The busy-patterned Pucci stuff in ”Isn’t She Great” is refreshing, and hilarious, she says, ”Because when it was popular, it was almost a gag.”

The bronzed-haired Ms. Midler, now 54, has won four Grammys, two Emmys (one for the memorable ”Tonight” appearance on Johnny Carson’s next-to-last show) and a Tony. She’s also received two Academy Award nominations in a film career that’s included several bombs as well as such hits as ”The Rose” and ”The First Wives Club.”

Now she’s playing Ms. Susann, the writer of such mega-best-selling potboilers in the late 1960s and early 1970s as ”Valley of the Dolls,” ”The Love Machine” and ”Once Is Not Enough.”

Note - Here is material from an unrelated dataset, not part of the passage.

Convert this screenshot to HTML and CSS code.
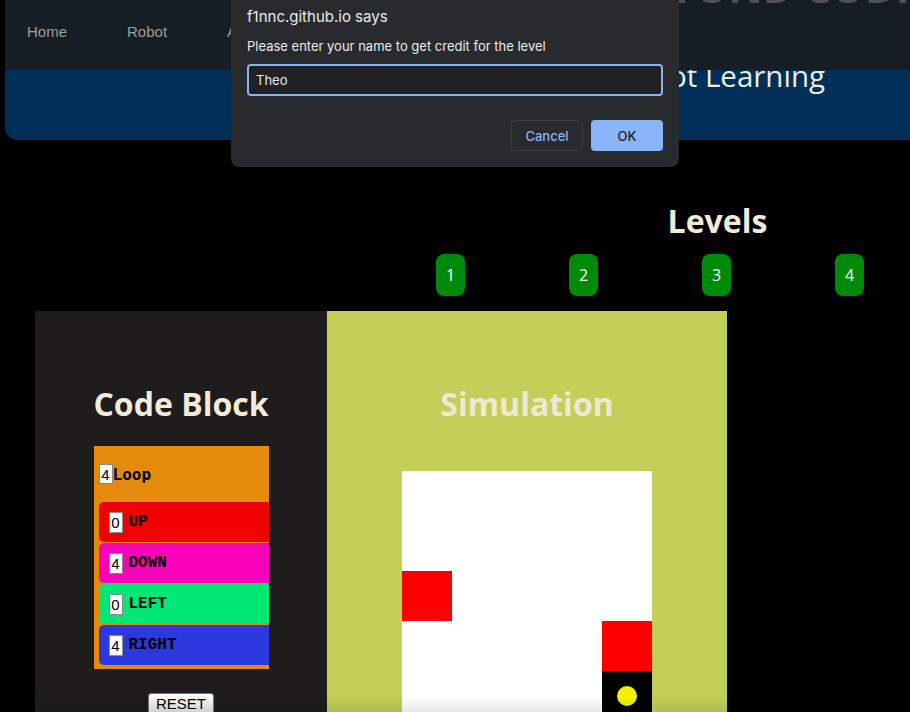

Nathan Lane plays Irving Mansfield, Jackie’s manager and husband, whose constant exclamations of ”Isn’t she great?” inspired the title.

”I admired her will, her life force, which simply wouldn’t take no for an answer,” Ms. Midlersays, adding that she could also relate to Susann wanting to be famous for fame’s sake.

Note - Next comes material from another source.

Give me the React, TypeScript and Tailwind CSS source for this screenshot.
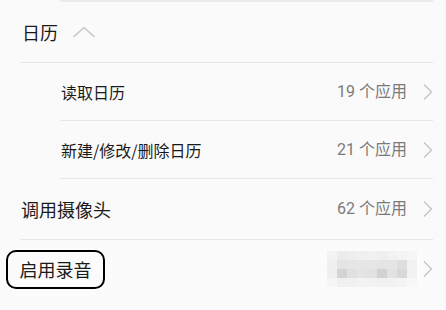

Ms. Midler can understand Susann’s motivation because, as a little girl, Midler would sing for her mother and daydream about being famous.

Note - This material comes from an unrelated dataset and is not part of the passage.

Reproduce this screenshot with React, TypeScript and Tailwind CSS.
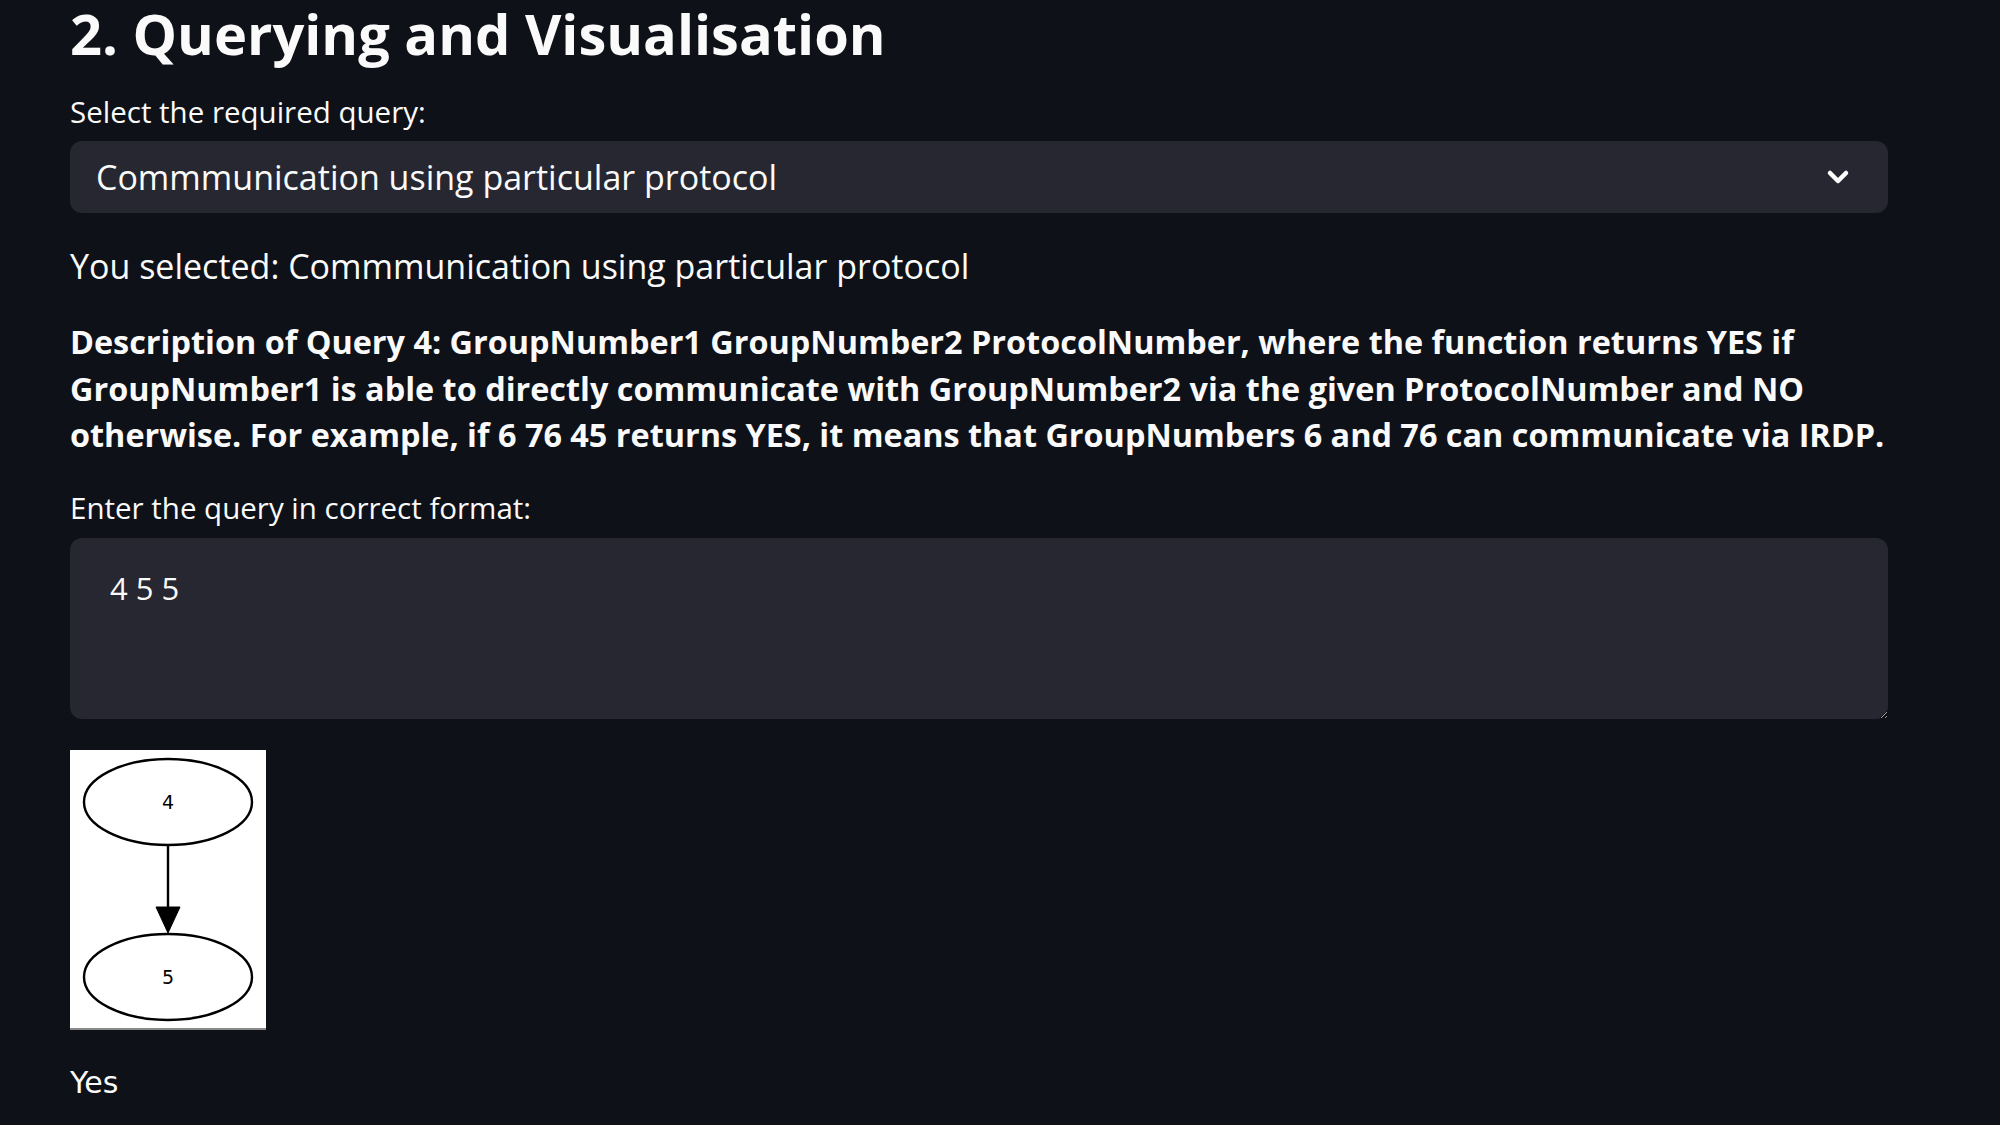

”I always wanted to be a big star, even before I knew what being a big star was. And I have to admit I really wanted to be famous before I knew what it meant. I didn’t get it at all. I was in the middle of the Pacific Ocean,” says Ms. Midler, who was born and reared in Hawaii. ”I had no clue. There was something glittering in front of my eyes, and I wanted to be part of that glitter.”

But while grabbing the glamour and the glory, ”I really got into the more studious aspect of it, the musical aspect, the idea that music was an art. … The joy that you really get out of life is the song that’s well-sung or being part of a musical experience that’s really well-done and it’s moving and transcendent for an audience.”

So it’s the work and the art that moves her now, says Ms. Midler.

”The rest is garbage. It’s fool’s gold. But you don’t know that when you’re a kid. All you know is that you don’t want to be unknown.”

And, anyway, what’s so great about fame, she wonders now.

”You look around, all these billions of people on this planet, and some of them are perfectly happy. And nobody knows their name. And they’re perfectly happy….

”So who’s to say I’m any better off than they are? I just got trapped in a dream. And they didn’t but they’re living, and they’re happy. And they just have just as much joy in their lives as I do in mine, probably more.”